● What you are asked to do
For this exercise, copy out each line of the material below that includes "index".

● Dataset excerpt
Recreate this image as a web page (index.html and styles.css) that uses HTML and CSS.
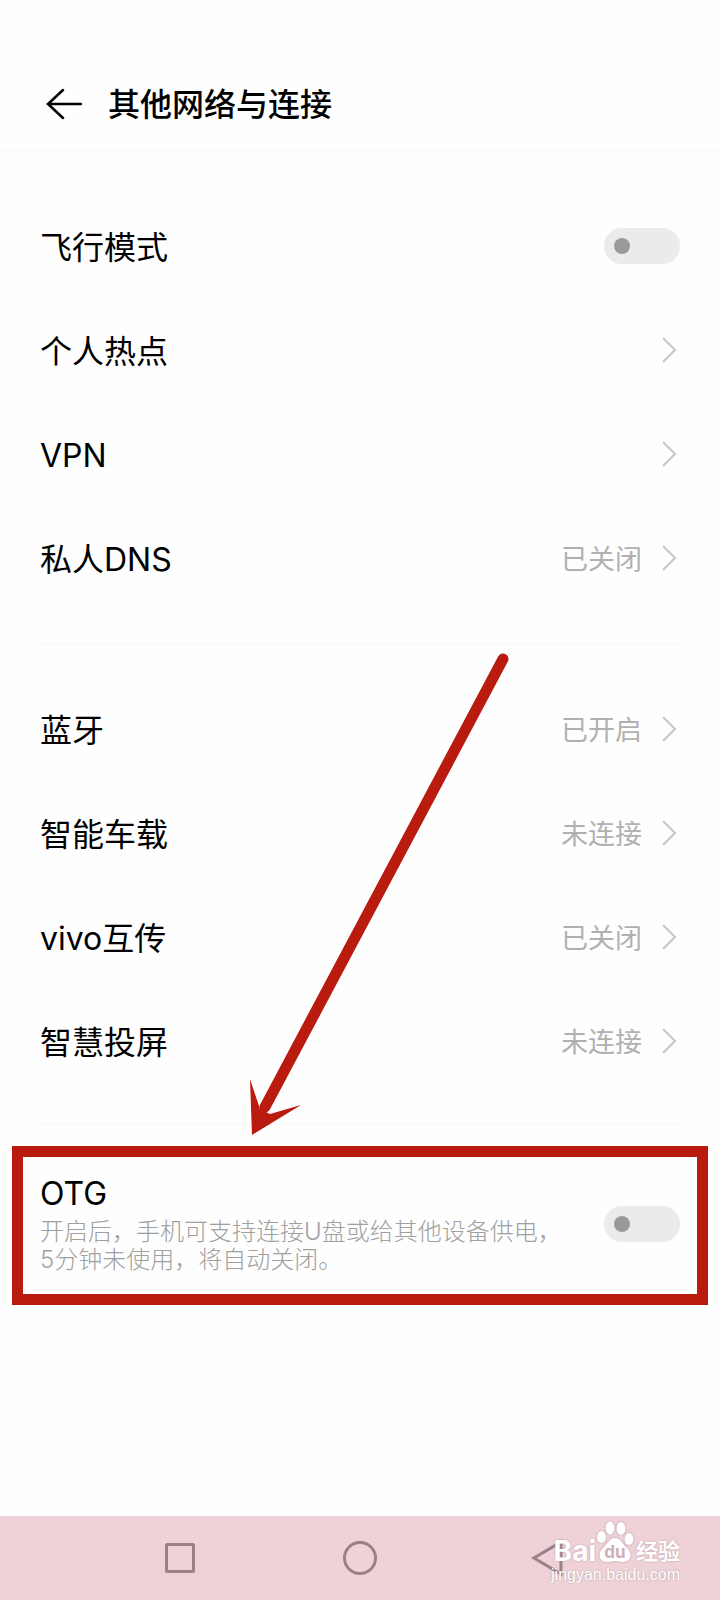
FILE: index.html
```html
<!DOCTYPE html>
<html lang="zh-CN">
<head>
  <meta charset="UTF-8" />
  <meta name="viewport" content="width=device-width, initial-scale=1.0"/>
  <title>其他网络与连接</title>
  <link rel="stylesheet" href="styles.css">
</head>
<body>
  <header class="header">
    <button class="back" aria-label="返回">
      <svg width="36" height="32" viewBox="0 0 36 32"><path d="M35 16H2M17 2L2 16L17 30"/></svg>
    </button>
    <h1>其他网络与连接</h1>
  </header>

  <main>
    <section class="group">
      <div class="row">
        <label for="airplane">飞行模式</label>
        <input type="checkbox" class="switch" id="airplane">
      </div>
      <a class="row" href="#">
        <span>个人热点</span>
        <svg class="chevron" viewBox="0 0 16 28"><path d="M2 2L14 14L2 26"/></svg>
      </a>
      <a class="row" href="#">
        <span>VPN</span>
        <svg class="chevron" viewBox="0 0 16 28"><path d="M2 2L14 14L2 26"/></svg>
      </a>
      <a class="row" href="#">
        <span>私人DNS</span>
        <span class="status">已关闭</span>
        <svg class="chevron" viewBox="0 0 16 28"><path d="M2 2L14 14L2 26"/></svg>
      </a>
    </section>

    <section class="group">
      <a class="row" href="#">
        <span>蓝牙</span>
        <span class="status">已开启</span>
        <svg class="chevron" viewBox="0 0 16 28"><path d="M2 2L14 14L2 26"/></svg>
      </a>
      <a class="row" href="#">
        <span>智能车载</span>
        <span class="status">未连接</span>
        <svg class="chevron" viewBox="0 0 16 28"><path d="M2 2L14 14L2 26"/></svg>
      </a>
      <a class="row" href="#">
        <span>vivo互传</span>
        <span class="status">已关闭</span>
        <svg class="chevron" viewBox="0 0 16 28"><path d="M2 2L14 14L2 26"/></svg>
      </a>
      <a class="row" href="#">
        <span>智慧投屏</span>
        <span class="status">未连接</span>
        <svg class="chevron" viewBox="0 0 16 28"><path d="M2 2L14 14L2 26"/></svg>
      </a>
    </section>

    <section class="otg">
      <div class="otg-text">
        <label for="otg">OTG</label>
        <p>开启后，手机可支持连接U盘或给其他设备供电，5分钟未使用，将自动关闭。</p>
      </div>
      <input type="checkbox" class="switch" id="otg">
    </section>

    <!-- arrow pointing at the OTG box -->
    <svg class="arrow" width="260" height="484" viewBox="0 0 260 484">
      <path class="shaft" d="M253 8L15 456"/>
      <path class="head" d="M2 484L0 428L10 458L20 463L51 454Z"/>
    </svg>
  </main>

  <nav class="navbar">
    <button aria-label="最近任务">
      <svg width="36" height="36" viewBox="0 0 36 36"><rect x="4.5" y="4.5" width="27" height="27" rx="1"/></svg>
    </button>
    <button aria-label="主页">
      <svg width="36" height="36" viewBox="0 0 36 36"><circle cx="18" cy="18" r="15.5"/></svg>
    </button>
    <button aria-label="后退">
      <svg width="36" height="36" viewBox="0 0 36 36"><path d="M39 2V34L12 18Z"/></svg>
    </button>

    <div class="watermark">
      <div class="brand">
        <span class="bai">Bai</span>
        <span class="paw">
          <svg width="38" height="42" viewBox="0 0 38 42">
            <ellipse cx="5.500" cy="16" rx="4.500" ry="6"/>
            <ellipse cx="14" cy="7" rx="4.500" ry="6.500"/>
            <ellipse cx="25" cy="7.500" rx="4.500" ry="6.500"/>
            <ellipse cx="33" cy="18" rx="4.500" ry="6"/>
            <path d="M19 17C25 17 26 23 31 27C36 31 36 40 28 41C24 41 22 40 19 40C16 40 14 41 10 41C2 40 2 31 7 27C12 23 13 17 19 17Z"/>
          </svg>
          <span class="du">du</span>
        </span>
        <span class="jingyan">经验</span>
      </div>
      <div class="url">jingyan.baidu.com</div>
    </div>
  </nav>
</body>
</html>
```
FILE: styles.css
```css
* {
  box-sizing: border-box;
}

body {
  margin: 0;
  min-height: 100vh;
  display: flex;
  flex-direction: column;
  background: #fefefe;
  color: #000;
  font-family: Inter, "Noto Sans CJK SC", sans-serif;
  font-size: 32px;
  line-height: 40px;
}

button {
  padding: 0;
  border: 0;
  background: none;
}

svg {
  display: block;
  fill: none;
}

.header {
  display: flex;
  align-items: center;
  gap: 26px;
  padding: 83px 40px 25px 46px;
  border-bottom: 2px solid #fafafa;
}

.header h1 {
  margin: 0;
  padding-top: 2px;
  font-size: 32px;
  font-weight: 500;
}

.back svg {
  stroke: #000;
  stroke-width: 2.5;
  stroke-linecap: round;
}

main {
  position: relative;
}

.group {
  margin: 0 40px;
  padding: 33px 0 31px;
  border-bottom: 1px solid #f7f7f7;
}

.group:first-child {
  padding: 42px 0 33px;
}

.row {
  display: flex;
  align-items: center;
  height: 104px;
  color: #000;
  text-decoration: none;
}

.row > :first-child {
  flex: 1;
}

.row label,
.row span {
  padding-top: 3px;
}

.status {
  color: #b0b0b0;
  font-size: 27px;
}

.chevron {
  width: 16px;
  height: 28px;
  margin: 0 3px 0 19px;
  stroke: #c8c8c8;
  stroke-width: 2.2;
}

.switch {
  appearance: none;
  flex: none;
  display: flex;
  align-items: center;
  width: 76px;
  height: 36px;
  margin: 0;
  padding: 0 10px;
  border-radius: 18px;
  background: #ebebeb;
}

.switch::before {
  content: "";
  width: 16px;
  height: 16px;
  border-radius: 50%;
  background: #9a9a9a;
}

.switch:checked {
  justify-content: flex-end;
}

.otg {
  display: flex;
  align-items: center;
  justify-content: space-between;
  gap: 40px;
  margin: 21px 12px;
  padding: 17px 17px 20px;
  border: 11px solid #b91b0f;
}

.otg p {
  margin: 4px 0 0;
  color: #a0a0a0;
  font-size: 24px;
  font-weight: 300;
  line-height: 28px;
}

.arrow {
  position: absolute;
  top: 499px;
  left: 250px;
  pointer-events: none;
}

.shaft {
  stroke: #b91b0f;
  stroke-width: 11;
  stroke-linecap: round;
}

.head {
  fill: #b91b0f;
}

.navbar {
  position: relative;
  display: flex;
  height: 84px;
  margin-top: auto;
  padding: 0 90px;
  background: #eed2d8;
}

.navbar button {
  flex: 1;
  display: flex;
  align-items: center;
  justify-content: center;
}

.navbar button svg {
  overflow: visible;
  stroke: #988187;
  stroke-width: 3;
}

.watermark {
  position: absolute;
  right: 40px;
  bottom: 13px;
  color: #fff;
  text-shadow: 0 0 2px #b09aa0;
}

.brand {
  display: flex;
  align-items: flex-end;
  justify-content: flex-end;
}

.bai {
  font-size: 28px;
  font-weight: 700;
  line-height: 24px;
}

.paw {
  position: relative;
  margin-right: 2px;
}

.paw svg {
  fill: #fff;
  filter: drop-shadow(0 0 1px #b09aa0);
}

.du {
  position: absolute;
  left: 0;
  right: 0;
  bottom: 0;
  color: #cdb0b8;
  font-size: 17px;
  font-weight: 700;
  line-height: 22px;
  text-align: center;
  text-shadow: none;
}

.jingyan {
  font-size: 22px;
  font-weight: 700;
  line-height: 24px;
}

.url {
  font-family: "Liberation Sans", sans-serif;
  font-size: 16px;
  line-height: 24px;
  text-align: right;
}
```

● Solution to the exercise
Recreate this image as a web page (index.html and styles.css) that uses HTML and CSS.
FILE: index.html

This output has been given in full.